For the restaurant’s fruit cocktail “Snow-Cone” ($8), simple syrup infused with white Zinfandel is poured over the ice and delicate pieces of seasonal fruit — at the moment, mango, pineapple, blueberries, watermelon, orange and honeydew. This is a sno-cone you eat with a spoon, but it’s so light you can’t feel guilty about eating it. For those who prefer their frozen treat on a stick, there’s a baked Alaska pop ($5) composed of yellow cake and vanilla ice cream, surrounded by toasty brown meringue and a thin layer of chocolate.

Chef Anita Lo of Annisa (13 Barrow St., between Bleecker and West 4th streets, 212-741-6699, www.annisarestaurant.com) offers bite-size frozen ices anchored on toothpicks in soursop, papaya, mamey, lychee, and other tropical fruit flavors — but nothing that will turn your lips blue. They are served instead of petits fours at the end of a meal.

At Stanton Social (99 Stanton St., between Ludlow and Orchard streets, 212-995-0099), pastry chef Jaime Sudberg reimagines the classic strawberry shortcake as an ice-cream sundae. Strawberry ice cream alternates with crispy crumbled homemade buttermilk biscuit, topped with vivid pink-red strawberry sauce, vanilla whipped cream, and toasted almonds ($9).

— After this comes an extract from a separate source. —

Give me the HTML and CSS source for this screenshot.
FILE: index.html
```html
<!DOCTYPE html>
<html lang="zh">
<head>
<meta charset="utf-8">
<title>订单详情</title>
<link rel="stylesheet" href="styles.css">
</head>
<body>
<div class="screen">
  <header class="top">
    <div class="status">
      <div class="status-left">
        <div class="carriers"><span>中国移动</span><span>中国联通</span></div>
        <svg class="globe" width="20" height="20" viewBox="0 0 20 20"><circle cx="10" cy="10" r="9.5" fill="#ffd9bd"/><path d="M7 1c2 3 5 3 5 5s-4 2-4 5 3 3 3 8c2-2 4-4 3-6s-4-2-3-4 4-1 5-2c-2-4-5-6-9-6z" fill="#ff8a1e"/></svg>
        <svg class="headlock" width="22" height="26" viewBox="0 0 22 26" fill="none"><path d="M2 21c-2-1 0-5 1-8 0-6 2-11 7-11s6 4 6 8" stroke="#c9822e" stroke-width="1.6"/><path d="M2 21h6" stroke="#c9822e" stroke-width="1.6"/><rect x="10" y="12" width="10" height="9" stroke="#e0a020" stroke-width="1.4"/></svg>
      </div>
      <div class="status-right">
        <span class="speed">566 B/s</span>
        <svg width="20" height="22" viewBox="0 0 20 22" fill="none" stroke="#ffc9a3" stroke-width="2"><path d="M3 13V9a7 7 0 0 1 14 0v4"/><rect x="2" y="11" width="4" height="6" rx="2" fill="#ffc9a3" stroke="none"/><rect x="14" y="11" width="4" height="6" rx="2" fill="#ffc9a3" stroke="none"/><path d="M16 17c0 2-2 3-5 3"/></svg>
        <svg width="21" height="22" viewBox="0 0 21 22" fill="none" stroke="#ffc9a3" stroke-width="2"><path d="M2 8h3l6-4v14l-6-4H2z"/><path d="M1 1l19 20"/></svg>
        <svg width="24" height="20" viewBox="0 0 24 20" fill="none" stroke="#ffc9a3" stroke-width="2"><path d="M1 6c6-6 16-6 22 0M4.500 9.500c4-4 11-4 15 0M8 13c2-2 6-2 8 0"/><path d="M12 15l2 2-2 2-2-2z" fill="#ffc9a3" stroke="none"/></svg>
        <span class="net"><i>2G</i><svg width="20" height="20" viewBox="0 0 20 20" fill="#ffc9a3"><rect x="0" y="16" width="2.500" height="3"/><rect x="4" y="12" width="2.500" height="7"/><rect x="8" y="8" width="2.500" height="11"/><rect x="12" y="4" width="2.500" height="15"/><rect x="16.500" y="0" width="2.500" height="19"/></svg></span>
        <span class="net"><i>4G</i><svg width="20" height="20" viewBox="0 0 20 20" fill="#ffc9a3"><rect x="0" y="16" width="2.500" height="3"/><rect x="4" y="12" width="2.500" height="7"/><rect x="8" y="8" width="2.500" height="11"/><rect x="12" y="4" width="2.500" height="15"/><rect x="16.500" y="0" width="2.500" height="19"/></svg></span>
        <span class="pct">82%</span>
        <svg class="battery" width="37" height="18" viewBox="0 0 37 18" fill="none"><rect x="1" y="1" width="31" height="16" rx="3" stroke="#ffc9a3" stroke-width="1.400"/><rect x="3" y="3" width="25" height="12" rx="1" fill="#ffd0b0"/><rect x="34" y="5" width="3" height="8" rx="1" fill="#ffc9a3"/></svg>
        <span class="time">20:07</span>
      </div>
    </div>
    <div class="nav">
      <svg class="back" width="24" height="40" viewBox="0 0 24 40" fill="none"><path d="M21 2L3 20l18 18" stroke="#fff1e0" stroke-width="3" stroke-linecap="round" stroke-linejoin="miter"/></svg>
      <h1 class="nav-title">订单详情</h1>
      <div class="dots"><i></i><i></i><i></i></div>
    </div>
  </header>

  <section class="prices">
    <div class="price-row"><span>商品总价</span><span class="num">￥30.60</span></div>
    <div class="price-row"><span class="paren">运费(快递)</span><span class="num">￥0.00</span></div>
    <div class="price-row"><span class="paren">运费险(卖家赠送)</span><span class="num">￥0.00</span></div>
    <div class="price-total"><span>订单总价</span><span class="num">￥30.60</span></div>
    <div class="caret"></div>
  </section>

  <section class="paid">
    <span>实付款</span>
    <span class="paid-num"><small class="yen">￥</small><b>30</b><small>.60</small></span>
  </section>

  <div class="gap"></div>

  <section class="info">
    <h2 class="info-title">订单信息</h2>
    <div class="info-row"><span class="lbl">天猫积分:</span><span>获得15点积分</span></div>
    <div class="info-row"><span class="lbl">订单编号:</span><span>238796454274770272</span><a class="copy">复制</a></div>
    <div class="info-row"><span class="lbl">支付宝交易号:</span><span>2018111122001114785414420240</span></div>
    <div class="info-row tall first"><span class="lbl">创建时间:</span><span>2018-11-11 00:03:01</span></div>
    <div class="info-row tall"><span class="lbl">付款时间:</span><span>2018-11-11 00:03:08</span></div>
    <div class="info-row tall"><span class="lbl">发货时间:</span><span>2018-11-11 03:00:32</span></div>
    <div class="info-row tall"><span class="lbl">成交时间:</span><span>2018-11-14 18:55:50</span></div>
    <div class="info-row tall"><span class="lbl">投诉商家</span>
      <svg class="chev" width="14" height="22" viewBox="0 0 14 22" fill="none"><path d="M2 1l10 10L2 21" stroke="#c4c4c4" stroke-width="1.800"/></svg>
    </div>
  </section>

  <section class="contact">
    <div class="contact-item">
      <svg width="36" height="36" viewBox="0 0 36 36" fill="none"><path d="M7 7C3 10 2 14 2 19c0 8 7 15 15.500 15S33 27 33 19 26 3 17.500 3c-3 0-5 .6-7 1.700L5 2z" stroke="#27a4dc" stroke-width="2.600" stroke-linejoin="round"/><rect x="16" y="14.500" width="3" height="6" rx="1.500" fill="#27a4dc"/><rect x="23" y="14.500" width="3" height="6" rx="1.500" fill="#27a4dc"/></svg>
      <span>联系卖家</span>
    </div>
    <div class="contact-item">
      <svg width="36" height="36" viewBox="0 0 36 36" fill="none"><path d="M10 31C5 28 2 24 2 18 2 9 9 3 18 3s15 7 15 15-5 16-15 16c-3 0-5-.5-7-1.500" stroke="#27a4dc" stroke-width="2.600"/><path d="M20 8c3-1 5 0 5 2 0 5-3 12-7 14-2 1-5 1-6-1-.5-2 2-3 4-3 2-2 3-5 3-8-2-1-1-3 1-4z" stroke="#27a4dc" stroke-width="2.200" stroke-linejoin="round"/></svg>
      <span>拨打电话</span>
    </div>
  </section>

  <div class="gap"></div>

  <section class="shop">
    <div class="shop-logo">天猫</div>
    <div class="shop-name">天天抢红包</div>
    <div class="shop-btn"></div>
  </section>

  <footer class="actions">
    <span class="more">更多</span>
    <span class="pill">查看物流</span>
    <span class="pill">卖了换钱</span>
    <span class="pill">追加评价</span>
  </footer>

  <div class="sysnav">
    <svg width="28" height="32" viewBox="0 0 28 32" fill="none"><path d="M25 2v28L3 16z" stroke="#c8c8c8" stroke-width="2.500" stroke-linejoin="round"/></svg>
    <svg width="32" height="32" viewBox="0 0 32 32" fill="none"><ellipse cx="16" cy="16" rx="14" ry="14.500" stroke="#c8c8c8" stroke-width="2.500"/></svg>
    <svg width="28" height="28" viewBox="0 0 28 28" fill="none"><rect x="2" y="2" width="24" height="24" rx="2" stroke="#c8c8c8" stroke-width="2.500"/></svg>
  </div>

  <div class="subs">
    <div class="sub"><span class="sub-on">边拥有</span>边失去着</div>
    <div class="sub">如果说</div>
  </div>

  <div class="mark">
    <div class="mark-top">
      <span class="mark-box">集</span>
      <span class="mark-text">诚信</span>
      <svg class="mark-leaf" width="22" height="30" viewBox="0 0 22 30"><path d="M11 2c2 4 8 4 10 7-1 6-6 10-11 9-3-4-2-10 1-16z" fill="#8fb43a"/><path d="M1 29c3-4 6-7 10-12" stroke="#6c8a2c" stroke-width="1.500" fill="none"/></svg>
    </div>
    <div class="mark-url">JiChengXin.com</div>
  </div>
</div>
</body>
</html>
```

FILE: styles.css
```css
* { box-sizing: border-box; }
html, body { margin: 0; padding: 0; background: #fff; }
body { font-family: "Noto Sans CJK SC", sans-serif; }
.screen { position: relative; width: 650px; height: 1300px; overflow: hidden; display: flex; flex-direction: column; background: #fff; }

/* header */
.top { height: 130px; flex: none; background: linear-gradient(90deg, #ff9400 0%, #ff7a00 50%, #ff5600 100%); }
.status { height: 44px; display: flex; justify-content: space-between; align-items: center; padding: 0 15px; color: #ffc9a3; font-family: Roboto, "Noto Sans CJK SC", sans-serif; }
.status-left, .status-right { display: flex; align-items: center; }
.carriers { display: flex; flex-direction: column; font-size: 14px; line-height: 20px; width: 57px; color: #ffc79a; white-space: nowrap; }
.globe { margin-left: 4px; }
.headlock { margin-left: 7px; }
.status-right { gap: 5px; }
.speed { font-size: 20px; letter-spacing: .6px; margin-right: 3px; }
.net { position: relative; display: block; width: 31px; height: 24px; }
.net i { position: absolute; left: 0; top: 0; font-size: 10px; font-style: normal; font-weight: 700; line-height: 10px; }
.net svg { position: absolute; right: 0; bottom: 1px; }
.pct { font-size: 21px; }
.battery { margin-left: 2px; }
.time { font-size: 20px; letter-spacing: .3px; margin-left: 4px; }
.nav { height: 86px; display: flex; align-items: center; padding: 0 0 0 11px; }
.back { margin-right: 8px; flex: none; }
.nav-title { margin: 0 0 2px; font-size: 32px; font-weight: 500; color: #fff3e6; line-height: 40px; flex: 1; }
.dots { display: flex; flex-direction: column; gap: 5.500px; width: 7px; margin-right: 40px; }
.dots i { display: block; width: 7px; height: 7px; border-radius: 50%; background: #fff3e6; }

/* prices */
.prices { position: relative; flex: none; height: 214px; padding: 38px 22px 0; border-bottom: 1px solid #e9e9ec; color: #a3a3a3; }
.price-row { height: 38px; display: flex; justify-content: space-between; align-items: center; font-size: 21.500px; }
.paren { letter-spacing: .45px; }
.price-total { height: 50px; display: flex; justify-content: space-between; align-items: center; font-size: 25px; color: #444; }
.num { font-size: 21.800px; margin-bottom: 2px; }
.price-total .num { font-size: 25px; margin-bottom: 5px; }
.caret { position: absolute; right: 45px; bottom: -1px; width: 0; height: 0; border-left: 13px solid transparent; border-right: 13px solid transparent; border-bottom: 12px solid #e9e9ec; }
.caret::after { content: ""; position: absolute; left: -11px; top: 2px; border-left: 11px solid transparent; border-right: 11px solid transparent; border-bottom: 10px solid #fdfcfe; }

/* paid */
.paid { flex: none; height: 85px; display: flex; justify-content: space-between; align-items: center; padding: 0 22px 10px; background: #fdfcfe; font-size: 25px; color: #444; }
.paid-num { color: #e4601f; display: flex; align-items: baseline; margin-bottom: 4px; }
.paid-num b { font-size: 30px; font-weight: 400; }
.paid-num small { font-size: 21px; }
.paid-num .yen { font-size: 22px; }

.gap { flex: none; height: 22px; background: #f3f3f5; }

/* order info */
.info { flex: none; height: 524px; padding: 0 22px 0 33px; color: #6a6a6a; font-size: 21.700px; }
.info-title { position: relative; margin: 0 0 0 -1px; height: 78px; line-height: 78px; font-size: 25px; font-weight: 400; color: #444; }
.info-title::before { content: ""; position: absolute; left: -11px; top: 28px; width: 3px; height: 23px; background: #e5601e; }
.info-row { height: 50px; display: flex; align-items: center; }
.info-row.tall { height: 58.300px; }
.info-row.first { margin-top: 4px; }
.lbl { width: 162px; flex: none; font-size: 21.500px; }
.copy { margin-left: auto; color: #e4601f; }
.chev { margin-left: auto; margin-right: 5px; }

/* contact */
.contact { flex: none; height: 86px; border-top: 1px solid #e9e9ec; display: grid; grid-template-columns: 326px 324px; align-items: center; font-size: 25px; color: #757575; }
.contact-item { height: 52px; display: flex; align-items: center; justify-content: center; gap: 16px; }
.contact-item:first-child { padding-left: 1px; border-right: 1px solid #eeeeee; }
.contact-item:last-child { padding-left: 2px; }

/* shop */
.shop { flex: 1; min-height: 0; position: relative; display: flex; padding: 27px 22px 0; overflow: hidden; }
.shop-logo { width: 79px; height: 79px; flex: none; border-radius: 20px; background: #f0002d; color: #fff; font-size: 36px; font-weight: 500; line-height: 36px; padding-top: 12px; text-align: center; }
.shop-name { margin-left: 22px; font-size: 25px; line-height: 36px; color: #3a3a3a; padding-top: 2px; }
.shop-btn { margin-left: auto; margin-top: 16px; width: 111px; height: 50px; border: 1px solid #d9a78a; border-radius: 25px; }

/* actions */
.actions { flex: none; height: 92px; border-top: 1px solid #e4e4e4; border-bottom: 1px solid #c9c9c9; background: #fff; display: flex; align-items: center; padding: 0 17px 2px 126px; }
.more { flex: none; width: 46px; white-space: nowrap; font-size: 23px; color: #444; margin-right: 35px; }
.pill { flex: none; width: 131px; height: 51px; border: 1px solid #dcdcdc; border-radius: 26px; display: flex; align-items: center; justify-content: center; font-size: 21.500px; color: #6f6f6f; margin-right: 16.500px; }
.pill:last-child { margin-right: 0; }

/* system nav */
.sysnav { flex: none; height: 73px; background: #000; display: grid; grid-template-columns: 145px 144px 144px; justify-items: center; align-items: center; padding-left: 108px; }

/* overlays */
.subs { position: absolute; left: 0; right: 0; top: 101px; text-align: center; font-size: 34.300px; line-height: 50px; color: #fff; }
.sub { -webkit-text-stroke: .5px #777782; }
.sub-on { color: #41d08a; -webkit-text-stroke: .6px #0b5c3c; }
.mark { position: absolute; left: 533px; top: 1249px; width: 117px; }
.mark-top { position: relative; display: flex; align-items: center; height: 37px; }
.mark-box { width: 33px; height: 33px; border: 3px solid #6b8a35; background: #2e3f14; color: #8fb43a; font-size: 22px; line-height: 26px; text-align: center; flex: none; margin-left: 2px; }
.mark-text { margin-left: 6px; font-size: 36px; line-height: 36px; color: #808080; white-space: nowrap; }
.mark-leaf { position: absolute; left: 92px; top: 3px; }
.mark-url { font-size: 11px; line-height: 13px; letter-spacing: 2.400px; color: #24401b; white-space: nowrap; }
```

In a similar vein, Chef Bill Peet of Patroon (160 E. 46th St., between Lexington and Third avenues, 212-883-7373) presents the orange creamsicle bombe ($10), a fetching dome of buttermilk ice cream encased in orange ice cream.

If your favorite ice-cream pop was covered with chocolate crunch, the pastry chef at Abboccato (136 W. 55th St., between Fifth and Sixth avenues, 212-265-4000), Revital Melech, has a dessert for you: the very sophisticated pistachio ice cream sundae ($9) is composed of dark chocolate sponge cake coated with milk chocolate crunch and scoops of homemade pistachio ice cream, topped with unsweetened whipped cream, more chocolate crunch, and Sicilian pistachio sauce.

While the white peach and chocolate mint parfait ($9) at Amalia (204 W. 55th St. at Seventh Avenue, 212-245-1234) may not immediately remind you of Carvel’s frozen layered ice cream in a plastic seethrough cup, the dessert is a playful deconstruction of the basic concept. Instead of an electric red maraschino cherry and nuts on top, the dessert is finished with slushy-thick sherry-infused cherry granite and brilliant salty-sweet Marcona almond brittle. But what really makes this dessert clever is that there’s no cocoa — the chocolate flavor comes from a type of mint known as chocolate mint.

Pichet Ong offers a futuristic twist on the old-fashioned ice-cream sandwich: a miso semifreddo and extra virgin olive oil Castella (Japanese sponge cake) sandwich with wasabi candy and strawberries ($12) at P*ong (150 W. 10th St. at Waverly Place, 212-929-0898). The salty, partially frozen cream sandwiched between tender white cake is deliciously offset by mint oil and served with a pile of marinated sliced strawberries.

At the Canadian-owned Inn LW12 (7 Ninth Ave. at Little West 12th Street, 212-206-0300), British chef Andy Bennett takes a classic British ice cream shop sundae, Knickerbocker Glory, and adds maple syrup to the mix of vanilla ice cream, rhubarb jelly, fresh strawberries, and macadamia nuts, to give it a Canadian twist ($12). And over at Hudson River Cafe (697 W. 133rd St. at 12th Avenue, 212-491-9111), chef Ricardo Cardona swaps hot fudge for creamy caramel dulce de leche over three scoops of ice cream ($8).

There’s no better way to cool off without getting wet.